According to Herodotus, our primary source for this incredible tale, Otanes approached his daughter with a proposition that must have terrified her. He asked her to risk her life by examining her husband's head while he slept, feeling for the ears that should have been cut off years before.

Think about the courage this required. If caught, Phaidyme wouldn't just face execution—she'd likely face torture first. Persian kings weren't known for their mercy toward those who betrayed their trust, and a wife secretly investigating her husband's identity would certainly qualify as treasonous behavior.

The Touch That Toppled an Empire

On a moonless night in late 522 BC, Phaidyme made her move. As the false king slept beside her in the royal chambers of the palace, she carefully reached over and ran her hands along the sides of his head, feeling for the stumps where Bardiya's ears should have been.

What she found instead were perfectly intact ears, whole and uncut.

This simple touch—lasting perhaps only seconds—confirmed what Otanes had suspected. The man ruling the Persian Empire wasn't Bardiya at all, but an impostor who had somehow managed to fool an entire civilization.

When Phaidyme reported her findings to her father, Otanes knew he had to act quickly. He reached out to other influential nobles who had also harbored suspicions about their new king. Chief among these was Darius, a young nobleman from a cadet branch of the royal family who would soon become one of history's greatest rulers.

The conspiracy moved with lightning speed. Within days, Otanes had assembled a group of seven Persian nobles who were ready to risk everything to expose the false king. They stormed the palace, cornered the impostor, and in the bloody confrontation that followed, killed both Gaumata and several of his supporters.

The Rise of Darius and the Power of Truth

In the aftermath of the coup, the seven conspirators faced a new problem: who should become king? After extensive debate—and according to some sources, a rather creative horse-based selection method—Darius emerged as the new ruler of Persia.

Darius proved to be one of the ancient world's most capable administrators, expanding the empire to its greatest extent and creating governmental systems that would influence civilizations for centuries. But he never forgot the lesson of Gaumata's deception. Throughout his reign, Darius emphasized the importance of truth, making it a cornerstone of Zoroastrian-influenced Persian ideology.

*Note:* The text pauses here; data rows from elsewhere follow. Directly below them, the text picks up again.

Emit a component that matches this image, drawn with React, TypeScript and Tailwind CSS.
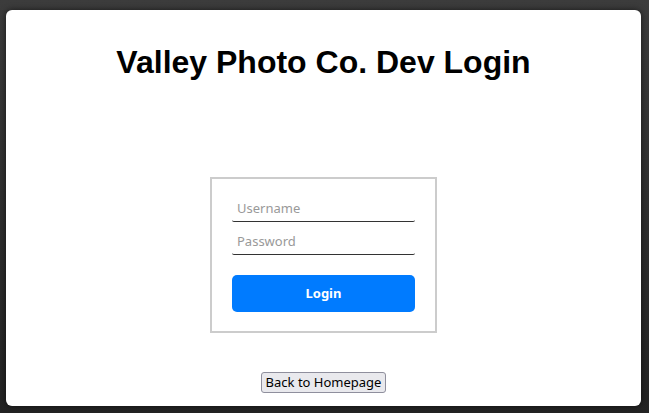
import { useState } from "react";

const App = () => {
  const [username, setUsername] = useState("");
  const [password, setPassword] = useState("");

  return (
    <div className="h-[413px] w-[649px] overflow-hidden bg-gradient-to-b from-[#3c3c3c] to-[#232323] pt-[10px] pl-[6px] pr-[8px] pb-[7px]">
      <div className="flex h-full w-full flex-col items-center rounded-[6px] bg-white shadow-[0_0_6px_rgba(0,0,0,0.6)]">
        <h1 className="mt-[33px] text-[32px] leading-[38px] font-bold text-black font-['Liberation_Sans',Arial,sans-serif]">
          Valley Photo Co. Dev Login
        </h1>

        <form
          onSubmit={(e) => e.preventDefault()}
          className="mt-[96px] flex w-[227px] flex-col border-2 border-[#cccccc] px-[20px] pt-[17px] pb-[19px] font-['Noto_Sans',sans-serif]"
        >
          <input
            type="text"
            value={username}
            onChange={(e) => setUsername(e.target.value)}
            placeholder="Username"
            className="h-[26px] w-full rounded-[2px] border-b border-[#333] px-[5px] pb-[2px] text-[13px] text-black outline-none placeholder:text-[#999]"
          />
          <input
            type="password"
            value={password}
            onChange={(e) => setPassword(e.target.value)}
            placeholder="Password"
            className="mt-[7px] h-[26px] w-full rounded-[2px] border-b border-[#333] px-[5px] pb-[2px] text-[13px] text-black outline-none placeholder:text-[#999]"
          />
          <button
            type="submit"
            className="mt-[20px] h-[37px] w-full rounded-[5px] bg-[#007bff] text-[13px] font-bold text-white"
          >
            Login
          </button>
        </form>

        <button className="mt-[39px] h-[21px] rounded-[3px] border border-[#8f8f9d] bg-[#e9e9ed] px-[4px] text-[13px] leading-[19px] text-black font-['Noto_Sans',sans-serif]">
          Back to Homepage
        </button>
      </div>
    </div>
  );
};

export default App;
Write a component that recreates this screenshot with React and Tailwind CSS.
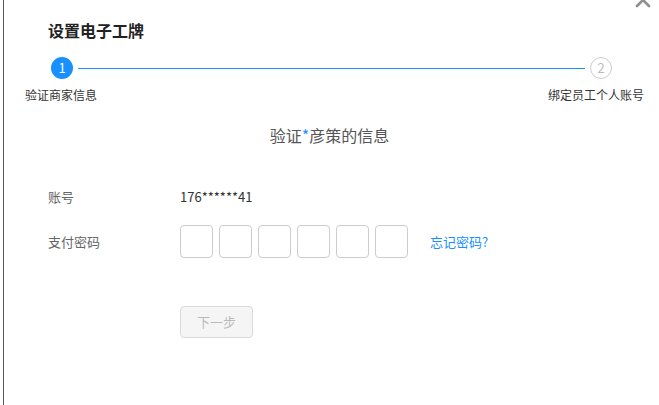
import React from 'react';

const font = { fontFamily: '"Noto Sans CJK SC", "Noto Sans", sans-serif' };

const App = () => {
  const boxes = [0, 1, 2, 3, 4, 5];

  return (
    <div className="w-[659px] h-[405px] bg-white overflow-hidden relative" style={font}>
      <div className="absolute left-[3px] top-0 bottom-0 w-px bg-[#5a5a5a]" />
      <svg className="absolute right-[8px] top-[-8px]" width="16" height="16" viewBox="0 0 16 16">
        <path d="M2 2 L14 14 M14 2 L2 14" stroke="#8f8f8f" strokeWidth="2.6" strokeLinecap="round" />
      </svg>

      <div className="pt-[19px] pl-[48px] text-[16px] leading-[22px] font-bold text-[#222]">设置电子工牌</div>

      <div className="flex items-center mt-[16px] pl-[51px] pr-[47px]">
        <div className="w-[22px] h-[22px] rounded-full bg-[#1890ff] text-white text-[13px] flex items-center justify-center">1</div>
        <div className="flex-1 h-px bg-[#1890ff] ml-[5px] mr-[5px]" />
        <div className="w-[22px] h-[22px] rounded-full border border-[#ccc] text-[#bbb] text-[13px] flex items-center justify-center">2</div>
      </div>

      <div className="flex justify-between mt-[8px] pl-[25px] pr-[15px] text-[12px] leading-[16px] text-[#333]">
        <span>验证商家信息</span>
        <span>绑定员工个人账号</span>
      </div>

      <div className="mt-[22px] text-center text-[16px] leading-[20px] text-[#555]">
        验证<span className="text-[#1890ff]">*</span>彦策的信息
      </div>

      <div className="mt-[42px] pl-[48px] flex items-center text-[13px] leading-[20px]">
        <span className="w-[132px] text-[#666]">账号</span>
        <span className="text-[#333]">176******41</span>
      </div>

      <div className="mt-[18px] pl-[48px] flex items-center text-[13px]">
        <span className="w-[132px] text-[#666]">支付密码</span>
        <div className="flex gap-[6px]">
          {boxes.map((b) => (
            <div key={b} className="w-[33px] h-[33px] border border-[#ccc] rounded-[4px]" />
          ))}
        </div>
        <span className="ml-[22px] text-[#1890ff]">忘记密码?</span>
      </div>

      <div className="mt-[48px] pl-[180px]">
        <button
          type="button"
          disabled
          className="w-[73px] h-[32px] rounded-[4px] border border-[#d9d9d9] bg-[#f5f5f5] text-[#bbb] text-[13px]"
        >
          下一步
        </button>
      </div>
    </div>
  );
};

export default App;
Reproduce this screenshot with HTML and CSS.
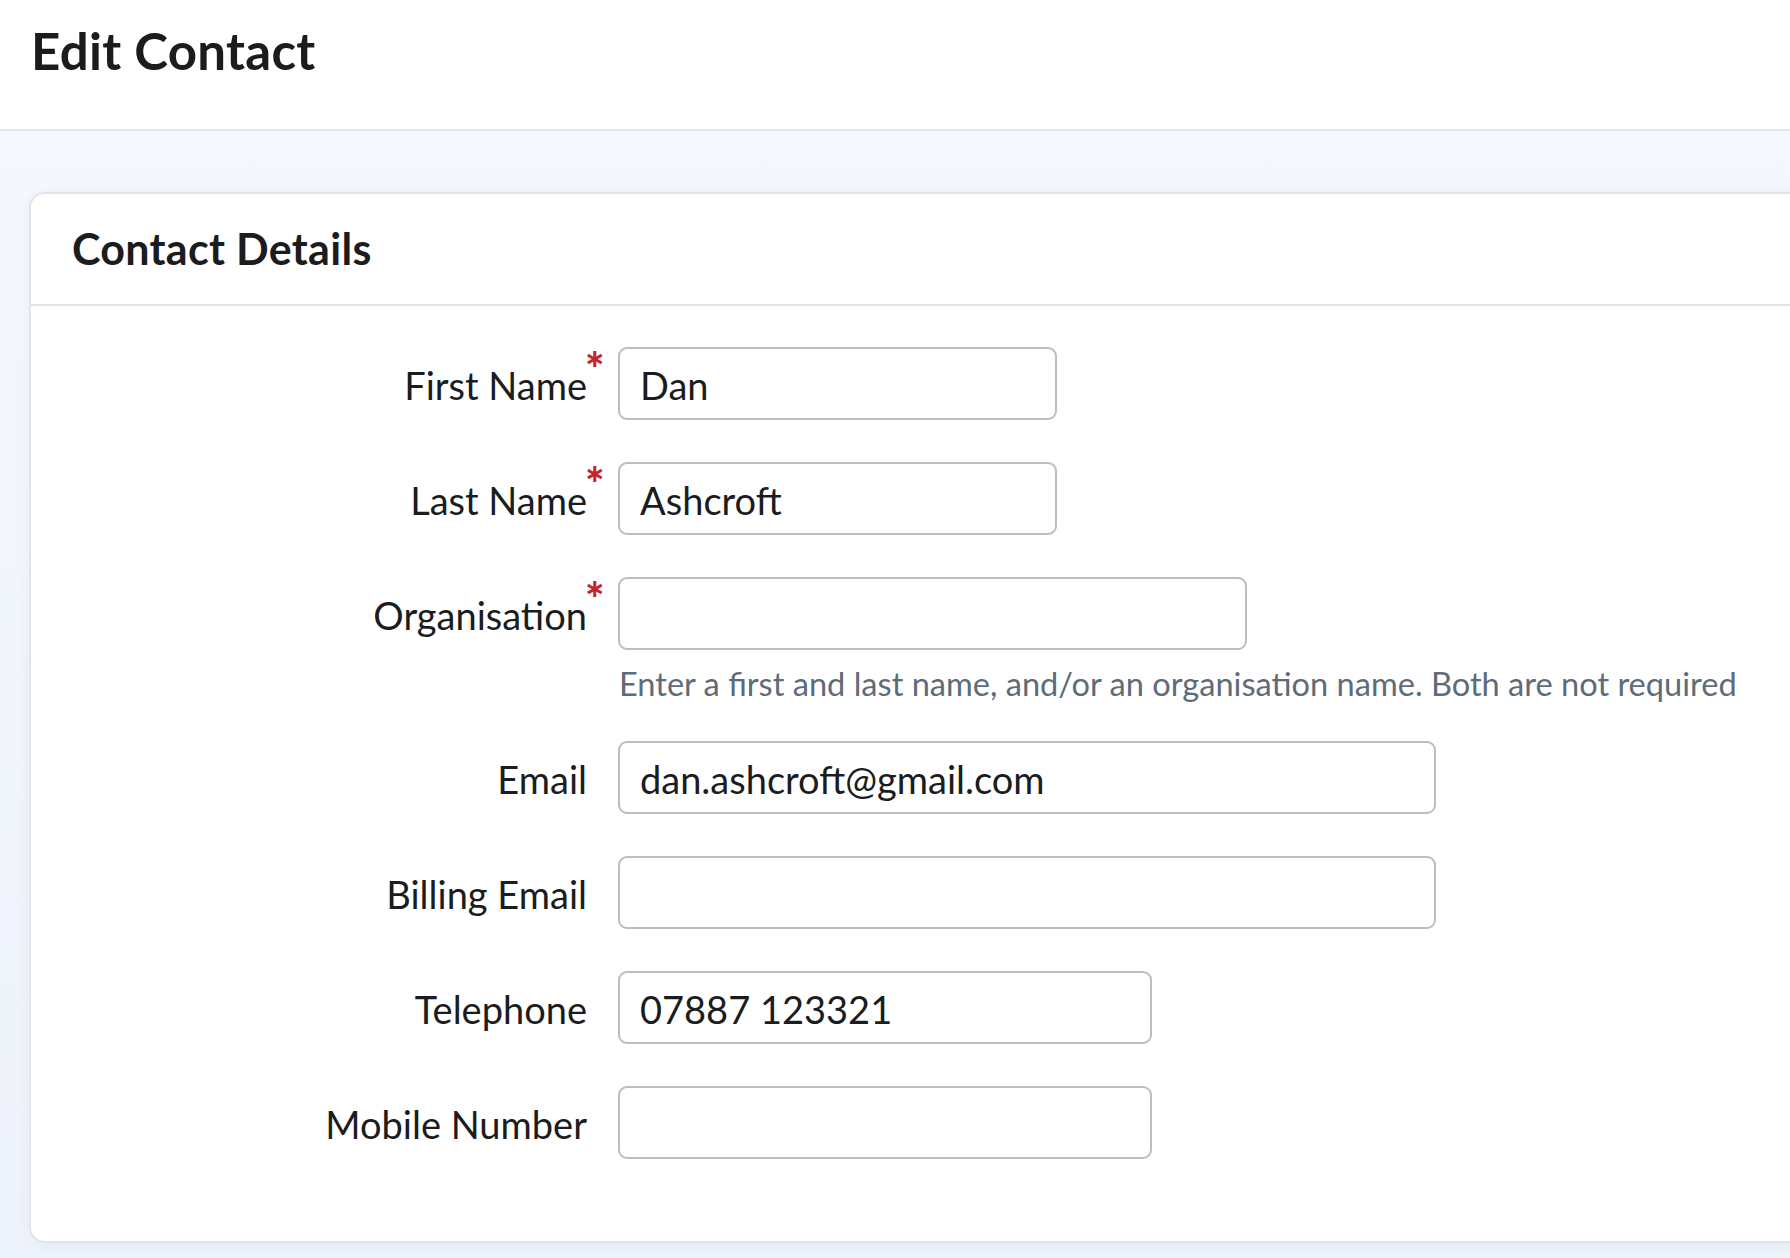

The famous Behistun Inscription, carved into a cliff face in western Iran, tells Darius's version of these events in three languages, ensuring that future generations would know how the false Bardiya had been exposed. Notably, the inscription gives credit to Ahura Mazda, the Zoroastrian god of truth, for revealing the deception.

Lessons from Ancient Persia's Fact-Checkers

The story of Otanes and the false Bardiya feels remarkably contemporary in our age of deepfakes, misinformation, and identity theft. Here was a man who refused to accept official narratives without evidence, who used careful investigation to uncover fraud, and who risked everything to expose the truth.

But perhaps most striking is how a simple physical examination—a touch in the darkness—could determine the fate of millions. In 522 BC, the difference between authentic and fake came down to the presence or absence of two small pieces of flesh. Gaumata's entire elaborate deception, months of careful planning and performance, was undone in seconds by a daughter's brave fingers in the dark.

Today, when we debate how to distinguish truth from lies in an information-saturated world, we might remember Otanes and Phaidyme. Sometimes the most sophisticated deceptions can be exposed by the simplest tests—if we have the courage to apply them, and the wisdom to trust what we discover, even when the truth proves more disturbing than the lie.

The Persian Empire survived Gaumata's deception and thrived under Darius, but it came dangerously close to being permanently altered by one man's audacious lie. In our own time, as we grapple with questions of authenticity and truth, the story of the missing ears serves as both warning and inspiration: deception may be powerful, but it rarely survives contact with determined fact-checkers willing to risk everything for truth.